Data excerpt

━━━

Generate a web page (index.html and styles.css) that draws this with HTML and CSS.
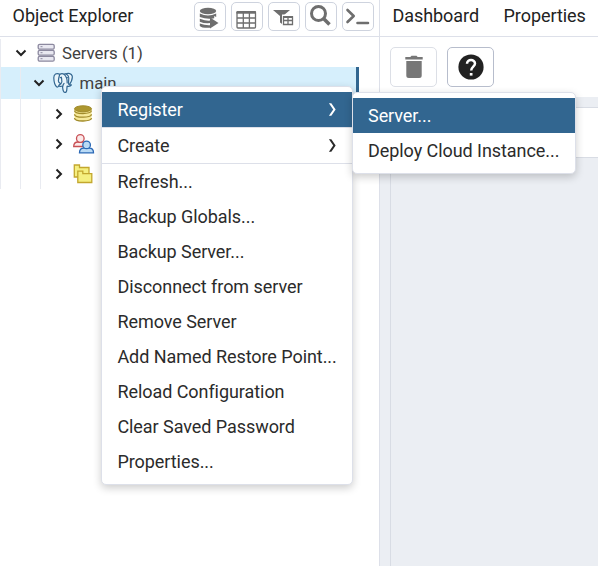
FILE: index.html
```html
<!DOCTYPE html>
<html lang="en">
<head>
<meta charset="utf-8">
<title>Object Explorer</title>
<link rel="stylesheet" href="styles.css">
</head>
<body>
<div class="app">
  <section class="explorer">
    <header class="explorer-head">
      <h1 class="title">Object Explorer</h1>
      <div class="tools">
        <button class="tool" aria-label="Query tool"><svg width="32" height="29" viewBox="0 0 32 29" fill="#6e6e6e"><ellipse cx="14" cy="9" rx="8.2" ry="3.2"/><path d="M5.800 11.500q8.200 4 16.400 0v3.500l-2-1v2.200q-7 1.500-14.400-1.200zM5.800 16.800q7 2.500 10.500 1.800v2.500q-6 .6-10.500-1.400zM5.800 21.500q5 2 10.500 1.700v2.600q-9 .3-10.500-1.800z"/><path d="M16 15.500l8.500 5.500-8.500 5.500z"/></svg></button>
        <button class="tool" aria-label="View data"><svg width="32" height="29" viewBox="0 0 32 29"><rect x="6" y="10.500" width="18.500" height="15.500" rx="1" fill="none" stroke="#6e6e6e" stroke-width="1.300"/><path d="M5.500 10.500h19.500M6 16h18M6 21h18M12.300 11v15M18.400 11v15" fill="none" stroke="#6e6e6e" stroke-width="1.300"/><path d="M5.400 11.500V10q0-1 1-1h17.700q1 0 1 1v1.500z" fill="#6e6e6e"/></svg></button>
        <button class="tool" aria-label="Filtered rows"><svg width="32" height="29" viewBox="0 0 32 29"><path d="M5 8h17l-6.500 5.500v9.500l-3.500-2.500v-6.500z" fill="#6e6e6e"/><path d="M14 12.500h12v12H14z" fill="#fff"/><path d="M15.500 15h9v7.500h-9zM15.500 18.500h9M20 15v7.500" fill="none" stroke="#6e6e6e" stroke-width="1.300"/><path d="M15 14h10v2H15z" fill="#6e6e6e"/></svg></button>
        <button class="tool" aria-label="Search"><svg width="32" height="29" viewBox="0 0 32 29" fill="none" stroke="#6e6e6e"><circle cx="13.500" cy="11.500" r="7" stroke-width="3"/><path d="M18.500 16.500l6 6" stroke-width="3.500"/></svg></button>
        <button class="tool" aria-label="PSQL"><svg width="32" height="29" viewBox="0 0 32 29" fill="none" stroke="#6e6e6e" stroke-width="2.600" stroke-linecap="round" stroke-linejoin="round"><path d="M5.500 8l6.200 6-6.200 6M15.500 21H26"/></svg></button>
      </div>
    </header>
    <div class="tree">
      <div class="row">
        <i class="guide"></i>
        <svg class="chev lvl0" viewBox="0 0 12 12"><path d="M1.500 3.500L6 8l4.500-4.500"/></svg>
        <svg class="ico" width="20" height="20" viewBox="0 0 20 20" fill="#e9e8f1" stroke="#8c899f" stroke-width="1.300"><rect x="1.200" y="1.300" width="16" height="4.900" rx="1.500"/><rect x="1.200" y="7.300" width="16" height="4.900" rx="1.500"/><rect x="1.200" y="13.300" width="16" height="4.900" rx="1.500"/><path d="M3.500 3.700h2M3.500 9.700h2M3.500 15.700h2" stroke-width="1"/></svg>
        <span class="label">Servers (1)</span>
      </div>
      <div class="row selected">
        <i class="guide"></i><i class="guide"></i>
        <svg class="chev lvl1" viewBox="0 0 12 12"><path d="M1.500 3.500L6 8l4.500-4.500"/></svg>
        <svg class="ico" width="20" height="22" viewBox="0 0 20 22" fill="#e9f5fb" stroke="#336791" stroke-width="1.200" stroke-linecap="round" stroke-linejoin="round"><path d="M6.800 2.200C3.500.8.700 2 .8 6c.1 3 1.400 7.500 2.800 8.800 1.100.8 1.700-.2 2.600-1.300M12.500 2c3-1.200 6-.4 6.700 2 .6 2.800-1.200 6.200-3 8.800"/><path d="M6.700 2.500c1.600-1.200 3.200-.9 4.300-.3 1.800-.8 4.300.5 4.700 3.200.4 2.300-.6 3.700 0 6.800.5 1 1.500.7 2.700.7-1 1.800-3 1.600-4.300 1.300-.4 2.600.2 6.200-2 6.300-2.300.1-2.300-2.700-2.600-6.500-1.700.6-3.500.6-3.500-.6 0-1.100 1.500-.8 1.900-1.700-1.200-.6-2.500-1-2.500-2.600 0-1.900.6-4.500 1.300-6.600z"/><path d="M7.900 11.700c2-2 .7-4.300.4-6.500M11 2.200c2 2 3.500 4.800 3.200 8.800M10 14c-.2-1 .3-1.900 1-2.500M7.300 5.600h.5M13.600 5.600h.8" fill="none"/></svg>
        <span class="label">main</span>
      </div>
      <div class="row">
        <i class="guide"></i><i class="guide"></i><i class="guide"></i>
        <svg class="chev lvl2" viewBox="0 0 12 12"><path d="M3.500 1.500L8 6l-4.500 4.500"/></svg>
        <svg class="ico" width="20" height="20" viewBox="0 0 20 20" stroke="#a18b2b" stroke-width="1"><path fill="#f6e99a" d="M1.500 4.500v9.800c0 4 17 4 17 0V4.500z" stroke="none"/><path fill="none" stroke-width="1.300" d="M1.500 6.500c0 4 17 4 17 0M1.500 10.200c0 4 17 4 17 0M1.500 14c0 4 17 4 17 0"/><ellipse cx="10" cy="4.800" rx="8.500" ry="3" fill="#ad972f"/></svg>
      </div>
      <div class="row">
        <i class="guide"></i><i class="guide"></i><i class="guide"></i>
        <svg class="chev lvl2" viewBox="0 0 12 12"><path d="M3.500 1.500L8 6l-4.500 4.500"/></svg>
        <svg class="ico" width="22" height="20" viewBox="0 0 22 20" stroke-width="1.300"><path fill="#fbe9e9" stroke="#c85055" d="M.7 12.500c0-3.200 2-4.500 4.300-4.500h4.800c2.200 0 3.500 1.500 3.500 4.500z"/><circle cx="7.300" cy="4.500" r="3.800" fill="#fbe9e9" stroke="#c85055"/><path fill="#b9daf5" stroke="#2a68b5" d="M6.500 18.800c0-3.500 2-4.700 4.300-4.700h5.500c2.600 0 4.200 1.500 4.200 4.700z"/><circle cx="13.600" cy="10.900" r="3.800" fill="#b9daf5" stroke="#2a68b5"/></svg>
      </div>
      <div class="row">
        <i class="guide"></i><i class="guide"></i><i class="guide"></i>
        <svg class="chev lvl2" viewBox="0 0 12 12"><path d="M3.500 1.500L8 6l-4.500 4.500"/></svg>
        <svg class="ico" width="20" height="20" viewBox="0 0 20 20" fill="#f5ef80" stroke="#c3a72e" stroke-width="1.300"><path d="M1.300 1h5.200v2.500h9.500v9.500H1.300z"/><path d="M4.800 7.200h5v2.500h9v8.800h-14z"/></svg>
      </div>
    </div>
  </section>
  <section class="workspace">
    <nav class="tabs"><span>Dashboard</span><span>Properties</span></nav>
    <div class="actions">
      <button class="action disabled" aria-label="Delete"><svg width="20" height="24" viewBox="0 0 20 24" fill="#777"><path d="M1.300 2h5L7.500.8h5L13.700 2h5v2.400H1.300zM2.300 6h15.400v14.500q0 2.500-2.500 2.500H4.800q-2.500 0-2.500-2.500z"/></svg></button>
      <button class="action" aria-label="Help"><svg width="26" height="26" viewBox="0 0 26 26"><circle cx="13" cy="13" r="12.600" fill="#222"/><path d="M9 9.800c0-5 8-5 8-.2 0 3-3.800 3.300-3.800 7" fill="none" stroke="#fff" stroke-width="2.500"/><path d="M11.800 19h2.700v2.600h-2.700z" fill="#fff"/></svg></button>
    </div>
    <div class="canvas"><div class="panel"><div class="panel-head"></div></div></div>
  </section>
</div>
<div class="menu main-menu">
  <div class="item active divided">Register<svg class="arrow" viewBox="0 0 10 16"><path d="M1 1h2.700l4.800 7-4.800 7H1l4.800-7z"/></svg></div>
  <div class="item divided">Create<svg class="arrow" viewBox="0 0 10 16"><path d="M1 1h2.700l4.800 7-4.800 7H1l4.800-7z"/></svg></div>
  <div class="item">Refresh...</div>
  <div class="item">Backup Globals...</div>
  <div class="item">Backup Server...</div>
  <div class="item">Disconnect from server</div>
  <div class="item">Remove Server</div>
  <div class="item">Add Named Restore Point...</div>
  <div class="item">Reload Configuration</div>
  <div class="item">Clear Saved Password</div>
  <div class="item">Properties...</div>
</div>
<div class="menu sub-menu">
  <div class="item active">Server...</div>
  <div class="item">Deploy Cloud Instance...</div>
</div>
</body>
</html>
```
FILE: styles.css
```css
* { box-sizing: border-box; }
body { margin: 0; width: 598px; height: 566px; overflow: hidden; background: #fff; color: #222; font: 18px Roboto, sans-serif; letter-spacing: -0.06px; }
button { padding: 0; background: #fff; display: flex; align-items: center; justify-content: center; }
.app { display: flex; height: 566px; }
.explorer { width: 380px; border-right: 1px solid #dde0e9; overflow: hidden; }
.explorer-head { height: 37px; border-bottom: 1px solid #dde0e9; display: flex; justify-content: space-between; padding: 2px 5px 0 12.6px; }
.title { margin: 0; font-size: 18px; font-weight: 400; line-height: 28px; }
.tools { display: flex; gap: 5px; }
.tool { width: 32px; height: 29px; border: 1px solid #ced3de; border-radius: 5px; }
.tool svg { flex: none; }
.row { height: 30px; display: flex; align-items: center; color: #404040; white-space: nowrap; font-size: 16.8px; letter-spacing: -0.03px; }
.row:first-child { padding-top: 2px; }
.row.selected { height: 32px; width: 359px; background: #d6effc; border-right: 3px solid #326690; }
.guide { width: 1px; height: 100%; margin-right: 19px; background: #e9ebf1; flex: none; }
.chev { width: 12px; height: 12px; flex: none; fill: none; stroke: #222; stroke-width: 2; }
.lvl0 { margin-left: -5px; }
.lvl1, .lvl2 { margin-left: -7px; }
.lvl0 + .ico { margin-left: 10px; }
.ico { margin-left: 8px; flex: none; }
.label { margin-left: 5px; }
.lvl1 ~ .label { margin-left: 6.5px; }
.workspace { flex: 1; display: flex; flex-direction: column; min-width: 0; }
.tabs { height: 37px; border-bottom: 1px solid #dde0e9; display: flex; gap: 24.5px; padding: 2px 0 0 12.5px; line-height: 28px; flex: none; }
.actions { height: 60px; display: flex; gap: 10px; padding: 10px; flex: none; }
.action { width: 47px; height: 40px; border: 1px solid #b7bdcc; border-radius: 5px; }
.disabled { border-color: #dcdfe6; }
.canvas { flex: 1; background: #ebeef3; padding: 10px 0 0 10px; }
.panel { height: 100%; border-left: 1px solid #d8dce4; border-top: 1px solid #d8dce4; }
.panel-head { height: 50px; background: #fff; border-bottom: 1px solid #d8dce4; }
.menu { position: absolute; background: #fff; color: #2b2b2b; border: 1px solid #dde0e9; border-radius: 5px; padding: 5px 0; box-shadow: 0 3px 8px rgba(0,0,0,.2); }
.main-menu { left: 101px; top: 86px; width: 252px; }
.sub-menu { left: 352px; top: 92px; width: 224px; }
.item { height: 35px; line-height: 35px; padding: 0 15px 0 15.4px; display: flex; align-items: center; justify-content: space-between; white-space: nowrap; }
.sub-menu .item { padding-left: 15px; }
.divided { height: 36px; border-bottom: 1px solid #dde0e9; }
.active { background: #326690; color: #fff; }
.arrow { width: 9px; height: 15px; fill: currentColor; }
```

━━━

Problem requirements
From the listing above, copy every line that includes the word "index".

Problem solution
Generate a web page (index.html and styles.css) that draws this with HTML and CSS.
FILE: index.html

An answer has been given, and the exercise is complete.